The cleanest of the clean diesels?
And even at the time that it's launched in the U.S. more than a year from now—in, potentially, the Mazda3, Mazda6, CX-5, or CX-7—it should be the cleanest diesel in the North American market, according to company officials.
To accomplish that, the Sky-D has a large oxidation catalyst, as well as a particulate filter system, but there's no need for any other measures—like urea injection, a NOx catalyst, or a NOx trap—downstream.
Engineer Tsuyoshi Goto says that urea injection was never even on the table, as the automaker has to assure emissions authorities that if an owner runs the urea tank empty, the car won't start until it's refilled—and that creates customer satisfaction issues.
How low can they go?
The key to this is the Sky-D engine's unusually low compression ratio. As we reported in a longer piece about Mazda's brand-new Sky-G and Sky-D engines, over at The Car Connection, the new diesel has the lowest compression ratio—just 14 to 1—of any passenger-car diesel.

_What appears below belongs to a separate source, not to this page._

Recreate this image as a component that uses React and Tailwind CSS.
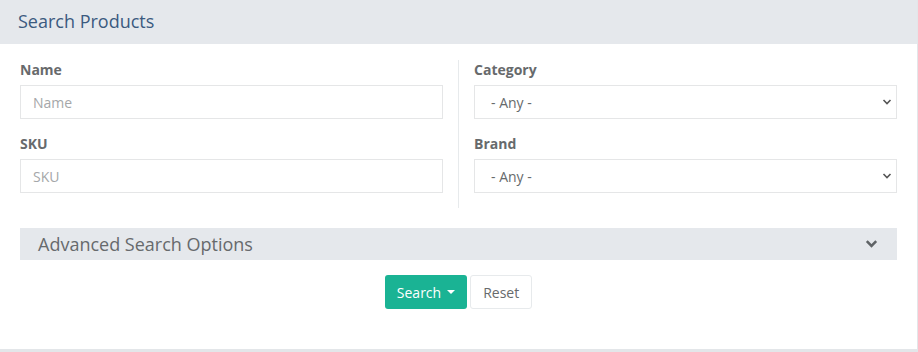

That allows more time to form an ideal mixture of air and fuel prior to the ignition point, a more consistent 'charge' in the cylinders, and decreased ignition temperatures, with the result being reduced NOx and soot.
It also allows a more natural combustion cycle, explained engineers; with a conventional diesel, the injection is delayed for emissions, but with a lower compression ratio, the work can start right at the top of the cylinder's travel.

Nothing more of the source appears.